• [SOURCE MATERIAL]
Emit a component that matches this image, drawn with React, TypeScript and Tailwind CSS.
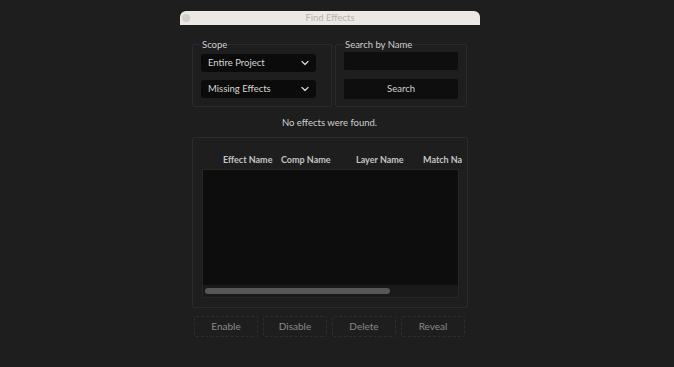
import { ChevronDown } from 'lucide-react'

const FONT = 'font-["Lato","Open_Sans",sans-serif]'

function Dropdown({ label }: { label: string }) {
  return (
    <div className="flex h-[18px] w-[115px] items-center justify-between rounded-[3px] bg-[#0b0b0b] pl-[7px] pr-[5px] text-[9.5px] text-[#d6d6d6]">
      <span>{label}</span>
      <ChevronDown size={12} strokeWidth={2.5} className="text-[#d4d4d4]" />
    </div>
  )
}

function ActionButton({ label }: { label: string }) {
  return (
    <button className="flex h-[21px] w-[64px] items-center justify-center rounded-[2px] border border-dashed border-[#2e2e2e] text-[10px] text-[#8a8a8a]">
      {label}
    </button>
  )
}

export default function App() {
  return (
    <div className={`h-[367px] w-full bg-[#1e1e1e] ${FONT}`}>
      <div className="ml-[180px] w-[300px] pt-[11px]">
        {/* Title bar */}
        <div className="flex h-[14px] items-center rounded-t-[6px] bg-[#ece8e3] px-[2px]">
          <div className="h-[8px] w-[8px] rounded-full bg-[#d3cfca]" />
          <div className="flex-1 pr-[8px] text-center text-[9.5px] leading-none text-[#b7b3ae]">Find Effects</div>
        </div>

        {/* Body */}
        <div className="pl-[12px] pr-[13px]">
          <div className="mt-[14px] flex gap-[3px]">
            <fieldset className="h-[68px] w-[140px] rounded-[2px] border border-[#2b2b2b] px-[8px]">
              <legend className="px-[1px] text-[9.5px] leading-[11px] text-[#cfcfcf]">Scope</legend>
              <div className="mt-[4px] flex flex-col gap-[8px]">
                <Dropdown label="Entire Project" />
                <Dropdown label="Missing Effects" />
              </div>
            </fieldset>
            <fieldset className="h-[68px] w-[132px] rounded-[2px] border border-[#2b2b2b] px-[8px]">
              <legend className="px-[1px] text-[9.5px] leading-[11px] text-[#cfcfcf]">Search by Name</legend>
              <div className="mt-[2px] flex flex-col gap-[9px]">
                <div className="h-[18px] w-[114px] rounded-[2px] bg-[#0e0e0e]" />
                <button className="h-[20px] w-[114px] rounded-[2px] bg-[#0e0e0e] text-[9.5px] text-[#d2d2d2]">Search</button>
              </div>
            </fieldset>
          </div>

          <div className="mt-[9px] text-center text-[9.5px] text-[#d0d0d0]">No effects were found.</div>

          {/* Results table */}
          <div className="mt-[7px] h-[171px] w-[276px] rounded-[2px] border border-[#2b2b2b] px-[9px] pt-[12px]">
            <div className="flex h-[18px] items-center whitespace-nowrap text-[9px] font-bold text-[#c4c4c4]">
              <span className="ml-[21px] w-[58px] shrink-0">Effect Name</span>
              <span className="w-[75px] shrink-0">Comp Name</span>
              <span className="w-[67px] shrink-0">Layer Name</span>
              <span className="shrink-0">Match Na</span>
            </div>
            <div className="mt-[1px] flex h-[129px] w-[257px] flex-col border border-[#262626] bg-[#0d0d0d]">
              <div className="flex-1" />
              <div className="flex h-[12px] items-center bg-[#1a1a1a] px-[2px]">
                <div className="h-[6px] w-[185px] rounded-full bg-[#565656]" />
              </div>
            </div>
          </div>

          {/* Actions */}
          <div className="mt-[8px] flex gap-[5px] pl-[2px]">
            <ActionButton label="Enable" />
            <ActionButton label="Disable" />
            <ActionButton label="Delete" />
            <ActionButton label="Reveal" />
          </div>
        </div>
      </div>
    </div>
  )
}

• [WHAT THE TASK ASKS]
Repeat the material exactly as it reads, without any of its pictures.

• [WRITTEN SOLUTION]
Emit a component that matches this image, drawn with React, TypeScript and Tailwind CSS.
import { ChevronDown } from 'lucide-react'

const FONT = 'font-["Lato","Open_Sans",sans-serif]'

function Dropdown({ label }: { label: string }) {
  return (
    <div className="flex h-[18px] w-[115px] items-center justify-between rounded-[3px] bg-[#0b0b0b] pl-[7px] pr-[5px] text-[9.5px] text-[#d6d6d6]">
      <span>{label}</span>
      <ChevronDown size={12} strokeWidth={2.5} className="text-[#d4d4d4]" />
    </div>
  )
}

function ActionButton({ label }: { label: string }) {
  return (
    <button className="flex h-[21px] w-[64px] items-center justify-center rounded-[2px] border border-dashed border-[#2e2e2e] text-[10px] text-[#8a8a8a]">
      {label}
    </button>
  )
}

export default function App() {
  return (
    <div className={`h-[367px] w-full bg-[#1e1e1e] ${FONT}`}>
      <div className="ml-[180px] w-[300px] pt-[11px]">
        {/* Title bar */}
        <div className="flex h-[14px] items-center rounded-t-[6px] bg-[#ece8e3] px-[2px]">
          <div className="h-[8px] w-[8px] rounded-full bg-[#d3cfca]" />
          <div className="flex-1 pr-[8px] text-center text-[9.5px] leading-none text-[#b7b3ae]">Find Effects</div>
        </div>

        {/* Body */}
        <div className="pl-[12px] pr-[13px]">
          <div className="mt-[14px] flex gap-[3px]">
            <fieldset className="h-[68px] w-[140px] rounded-[2px] border border-[#2b2b2b] px-[8px]">
              <legend className="px-[1px] text-[9.5px] leading-[11px] text-[#cfcfcf]">Scope</legend>
              <div className="mt-[4px] flex flex-col gap-[8px]">
                <Dropdown label="Entire Project" />
                <Dropdown label="Missing Effects" />
              </div>
            </fieldset>
            <fieldset className="h-[68px] w-[132px] rounded-[2px] border border-[#2b2b2b] px-[8px]">
              <legend className="px-[1px] text-[9.5px] leading-[11px] text-[#cfcfcf]">Search by Name</legend>
              <div className="mt-[2px] flex flex-col gap-[9px]">
                <div className="h-[18px] w-[114px] rounded-[2px] bg-[#0e0e0e]" />
                <button className="h-[20px] w-[114px] rounded-[2px] bg-[#0e0e0e] text-[9.5px] text-[#d2d2d2]">Search</button>
              </div>
            </fieldset>
          </div>

          <div className="mt-[9px] text-center text-[9.5px] text-[#d0d0d0]">No effects were found.</div>

          {/* Results table */}
          <div className="mt-[7px] h-[171px] w-[276px] rounded-[2px] border border-[#2b2b2b] px-[9px] pt-[12px]">
            <div className="flex h-[18px] items-center whitespace-nowrap text-[9px] font-bold text-[#c4c4c4]">
              <span className="ml-[21px] w-[58px] shrink-0">Effect Name</span>
              <span className="w-[75px] shrink-0">Comp Name</span>
              <span className="w-[67px] shrink-0">Layer Name</span>
              <span className="shrink-0">Match Na</span>
            </div>
            <div className="mt-[1px] flex h-[129px] w-[257px] flex-col border border-[#262626] bg-[#0d0d0d]">
              <div className="flex-1" />
              <div className="flex h-[12px] items-center bg-[#1a1a1a] px-[2px]">
                <div className="h-[6px] w-[185px] rounded-full bg-[#565656]" />
              </div>
            </div>
          </div>

          {/* Actions */}
          <div className="mt-[8px] flex gap-[5px] pl-[2px]">
            <ActionButton label="Enable" />
            <ActionButton label="Disable" />
            <ActionButton label="Delete" />
            <ActionButton label="Reveal" />
          </div>
        </div>
      </div>
    </div>
  )
}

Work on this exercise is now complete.